Fatal Cure
- First edition (US)
- Author: Robin Cook
- Cover artist: Larry Rostant
- Language: English
- Genre: Thriller
- Publisher: Putnam (US) Macmillan (UK)
- Publication date: 1993
- Media type: Print ()
- Pages: 447
- ISBN: 0-330-33702-5
- OCLC: 60237515
- Preceded by: Blindsight
- Followed by: Acceptable Risk

= Fatal Cure =

Novel by Robin Cook

Fatal Cure is a medical thriller written by Robin Cook.

== Plot ==

Fatal Cure tells the story of two young doctors Angela and David Wilson, with their 9-year-old daughter who has a chronic disease, cystic fibrosis, who are lured to a small town in Vermont to start a career. David gets a job as an internist with the local HMO, while Angela gets an offer from the local hospital as a pathologist. The story takes aim at managed care and health maintenance organizations.

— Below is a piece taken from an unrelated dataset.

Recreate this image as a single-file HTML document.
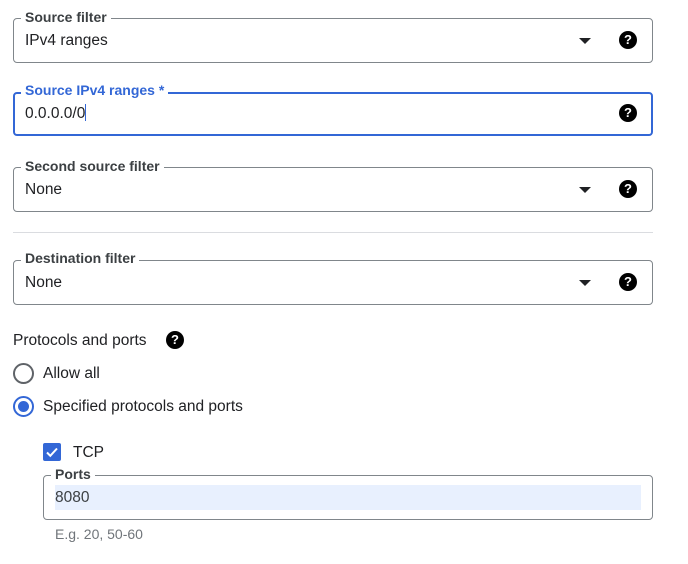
<!DOCTYPE html><html><head><style>
body{margin:0;width:688px;height:564px;background:#fff;font-family:"Liberation Sans",Arial,sans-serif;color:#202124;position:relative;overflow:hidden}
.a{position:absolute}
.box{position:absolute;left:13px;width:638px;height:43px;border:1px solid #80868b;border-radius:4px}
.lbl{position:absolute;left:21px;background:#fff;padding:0 4px;font-size:14px;font-weight:bold;color:#3c4043;line-height:16px}
.val{position:absolute;left:25px;font-size:15.5px;line-height:18px}
.arr{position:absolute;left:579px;width:0;height:0;border-left:6px solid transparent;border-right:6px solid transparent;border-top:6px solid #202124}
.q{position:absolute;width:18px;height:18px;border-radius:50%;background:#000;color:#fff;font-size:13px;font-weight:bold;text-align:center;line-height:18px}
</style></head><body>
<div class="box" style="top:18px"></div>
<div class="lbl" style="top:9px">Source filter</div>
<div class="val" style="top:32px">IPv4 ranges</div>
<div class="arr" style="top:38px"></div>
<div class="q" style="left:619px;top:31px">?</div>

<div class="box" style="top:92px;left:13px;width:636px;height:40px;border:2px solid #3367d6"></div>
<div class="lbl" style="top:82px;color:#3367d6">Source IPv4 ranges *</div>
<div class="val" style="top:104px">0.0.0.0/0<span style="display:inline-block;width:1px;height:17px;background:#3367d6;vertical-align:-3px"></span></div>
<div class="q" style="left:619px;top:104px">?</div>

<div class="box" style="top:167px"></div>
<div class="lbl" style="top:158px">Second source filter</div>
<div class="val" style="top:181px">None</div>
<div class="arr" style="top:187px"></div>
<div class="q" style="left:619px;top:180px">?</div>

<div class="a" style="left:13px;top:232px;width:640px;height:1px;background:#dadce0"></div>

<div class="box" style="top:260px"></div>
<div class="lbl" style="top:250px">Destination filter</div>
<div class="val" style="top:274px">None</div>
<div class="arr" style="top:280px"></div>
<div class="q" style="left:619px;top:273px">?</div>

<div class="a" style="left:13px;top:332px;font-size:15.5px">Protocols and ports</div>
<div class="q" style="left:166px;top:331px">?</div>

<div class="a" style="left:13px;top:363px;width:17px;height:17px;border:2px solid #5f6368;border-radius:50%"></div>
<div class="a" style="left:43px;top:365px;font-size:15.5px">Allow all</div>
<div class="a" style="left:13px;top:396px;width:17px;height:17px;border:2px solid #3367d6;border-radius:50%"></div>
<div class="a" style="left:18px;top:401px;width:11px;height:11px;background:#3367d6;border-radius:50%"></div>
<div class="a" style="left:43px;top:398px;font-size:15.5px">Specified protocols and ports</div>

<div class="a" style="left:43px;top:443px;width:18px;height:18px;background:#3367d6;border-radius:2px">
<svg width="18" height="18" viewBox="0 0 18 18"><path d="M4 9.5l3.3 3.3L14 5.5" stroke="#fff" stroke-width="2" fill="none"/></svg></div>
<div class="a" style="left:73px;top:444px;font-size:15.5px">TCP</div>

<div class="a" style="left:43px;top:475px;width:608px;height:43px;border:1px solid #80868b;border-radius:4px"></div>
<div class="lbl" style="left:51px;top:466px">Ports</div>
<div class="a" style="left:55px;top:485px;width:586px;height:25px;background:#e8f0fe"></div>
<div class="a" style="left:55px;top:489px;font-size:15.5px;color:#3c4043">8080</div>
<div class="a" style="left:55px;top:526px;font-size:14px;color:#70757a">E.g. 20, 50-60</div>
</body></html>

David and Angela quickly find out that their idyllic town harbors dark secrets. Patients at the local hospital keep dying prematurely. The hospital grounds are terrorized by a rapist, and the young family is shocked to find a dead body in their basement. Angela is faced with sexual harassment and David soon experiences the wrath of the HMO administrators for spending too much time with his patients and ordering too many tests and hospital stays.

David and Angela end up not just getting fired from their jobs -and deeply in debt, but their lives are threatened as well. The novel ends with a dénouement somewhat similar to Silence of the Lambs.